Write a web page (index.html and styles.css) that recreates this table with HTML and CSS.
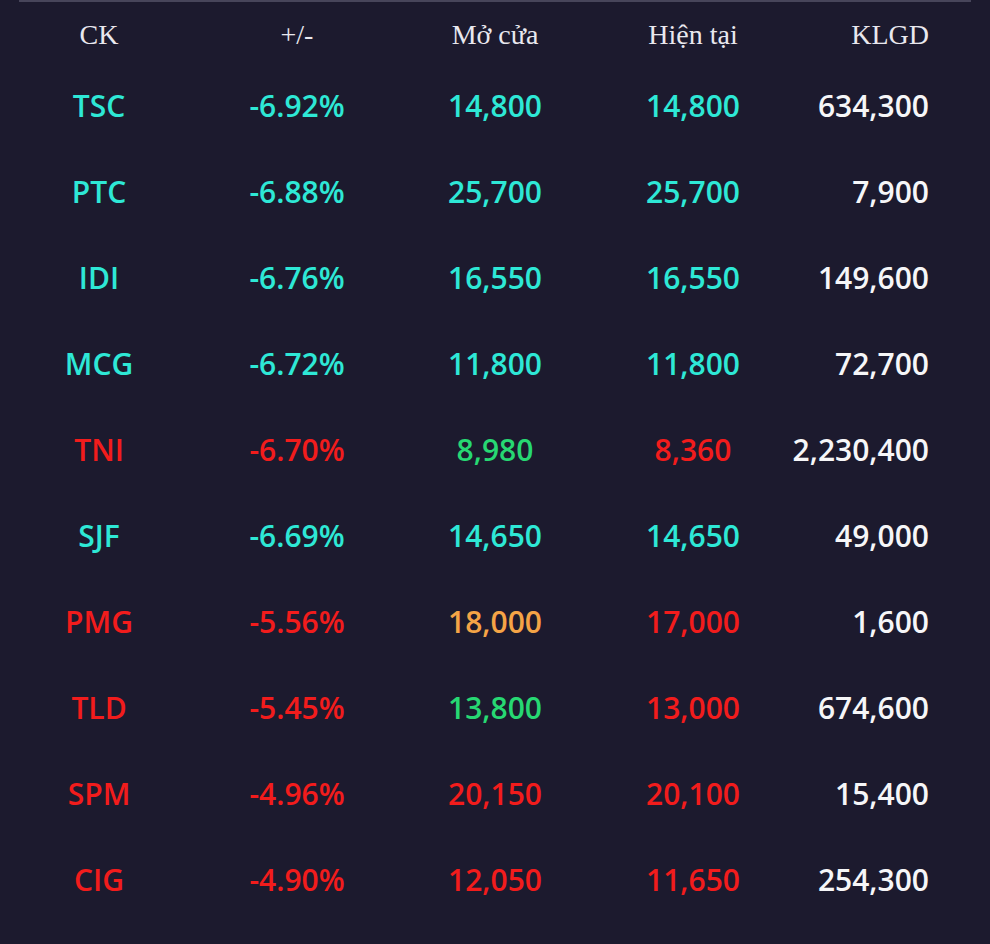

------------------------------

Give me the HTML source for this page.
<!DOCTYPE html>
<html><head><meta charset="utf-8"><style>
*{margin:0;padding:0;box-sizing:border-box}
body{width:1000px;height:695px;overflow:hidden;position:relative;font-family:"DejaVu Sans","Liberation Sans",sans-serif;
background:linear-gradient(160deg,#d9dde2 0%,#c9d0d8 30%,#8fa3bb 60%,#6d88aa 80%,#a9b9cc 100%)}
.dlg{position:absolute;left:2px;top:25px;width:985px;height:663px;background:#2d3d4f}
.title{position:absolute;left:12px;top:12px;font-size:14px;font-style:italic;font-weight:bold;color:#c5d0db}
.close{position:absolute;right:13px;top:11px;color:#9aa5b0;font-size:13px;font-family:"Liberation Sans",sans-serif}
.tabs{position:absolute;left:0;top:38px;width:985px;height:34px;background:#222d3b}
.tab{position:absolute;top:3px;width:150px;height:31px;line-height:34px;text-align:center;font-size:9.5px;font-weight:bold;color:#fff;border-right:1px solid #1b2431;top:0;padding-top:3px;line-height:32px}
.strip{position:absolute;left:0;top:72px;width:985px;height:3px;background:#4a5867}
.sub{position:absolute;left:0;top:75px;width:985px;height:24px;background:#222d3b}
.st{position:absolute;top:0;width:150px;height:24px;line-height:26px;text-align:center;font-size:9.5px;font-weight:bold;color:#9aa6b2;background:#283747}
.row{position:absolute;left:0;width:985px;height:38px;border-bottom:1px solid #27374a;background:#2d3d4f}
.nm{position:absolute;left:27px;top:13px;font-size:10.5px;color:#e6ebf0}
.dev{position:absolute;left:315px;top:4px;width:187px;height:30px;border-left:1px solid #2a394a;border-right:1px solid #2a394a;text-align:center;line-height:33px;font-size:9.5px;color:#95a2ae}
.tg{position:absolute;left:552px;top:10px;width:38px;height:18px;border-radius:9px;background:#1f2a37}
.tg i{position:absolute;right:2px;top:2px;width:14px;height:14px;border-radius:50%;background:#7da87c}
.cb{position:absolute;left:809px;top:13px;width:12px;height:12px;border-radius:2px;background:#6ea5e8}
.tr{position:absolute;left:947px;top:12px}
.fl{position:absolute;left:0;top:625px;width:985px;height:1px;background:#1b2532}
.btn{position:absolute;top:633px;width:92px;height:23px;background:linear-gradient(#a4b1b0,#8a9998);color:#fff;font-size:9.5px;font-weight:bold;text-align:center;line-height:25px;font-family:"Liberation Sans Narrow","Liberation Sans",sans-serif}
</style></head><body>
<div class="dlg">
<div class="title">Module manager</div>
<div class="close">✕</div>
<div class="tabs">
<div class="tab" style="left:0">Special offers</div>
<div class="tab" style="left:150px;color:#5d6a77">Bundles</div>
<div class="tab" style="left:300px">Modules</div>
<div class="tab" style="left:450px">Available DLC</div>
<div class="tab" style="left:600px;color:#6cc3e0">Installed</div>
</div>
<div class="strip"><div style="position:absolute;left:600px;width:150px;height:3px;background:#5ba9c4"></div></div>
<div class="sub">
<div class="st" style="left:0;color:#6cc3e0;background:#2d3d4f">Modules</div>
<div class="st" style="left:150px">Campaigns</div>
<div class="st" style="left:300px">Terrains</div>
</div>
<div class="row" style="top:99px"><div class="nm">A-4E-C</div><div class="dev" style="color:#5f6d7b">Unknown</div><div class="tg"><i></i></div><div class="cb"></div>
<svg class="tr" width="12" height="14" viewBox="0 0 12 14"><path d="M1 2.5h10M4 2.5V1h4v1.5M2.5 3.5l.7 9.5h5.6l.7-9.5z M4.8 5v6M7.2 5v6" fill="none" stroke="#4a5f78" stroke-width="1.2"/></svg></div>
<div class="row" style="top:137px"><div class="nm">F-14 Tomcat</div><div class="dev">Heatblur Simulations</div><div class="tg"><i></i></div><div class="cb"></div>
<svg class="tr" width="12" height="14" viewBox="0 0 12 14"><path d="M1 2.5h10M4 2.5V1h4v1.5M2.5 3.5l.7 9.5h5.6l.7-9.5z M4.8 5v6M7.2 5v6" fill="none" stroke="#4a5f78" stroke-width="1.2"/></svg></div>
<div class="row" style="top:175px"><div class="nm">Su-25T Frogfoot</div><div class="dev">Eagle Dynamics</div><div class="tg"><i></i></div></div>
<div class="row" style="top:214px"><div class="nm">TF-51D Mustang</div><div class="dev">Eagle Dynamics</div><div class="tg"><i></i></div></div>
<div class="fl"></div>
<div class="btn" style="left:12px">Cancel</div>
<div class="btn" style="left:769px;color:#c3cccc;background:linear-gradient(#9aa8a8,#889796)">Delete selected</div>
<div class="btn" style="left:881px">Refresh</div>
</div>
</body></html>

------------------------------

— EXERCISE —
Reply with nothing but a number: how many lines of the entries above contain the string "this"?

— FINISHED EXERCISE —
2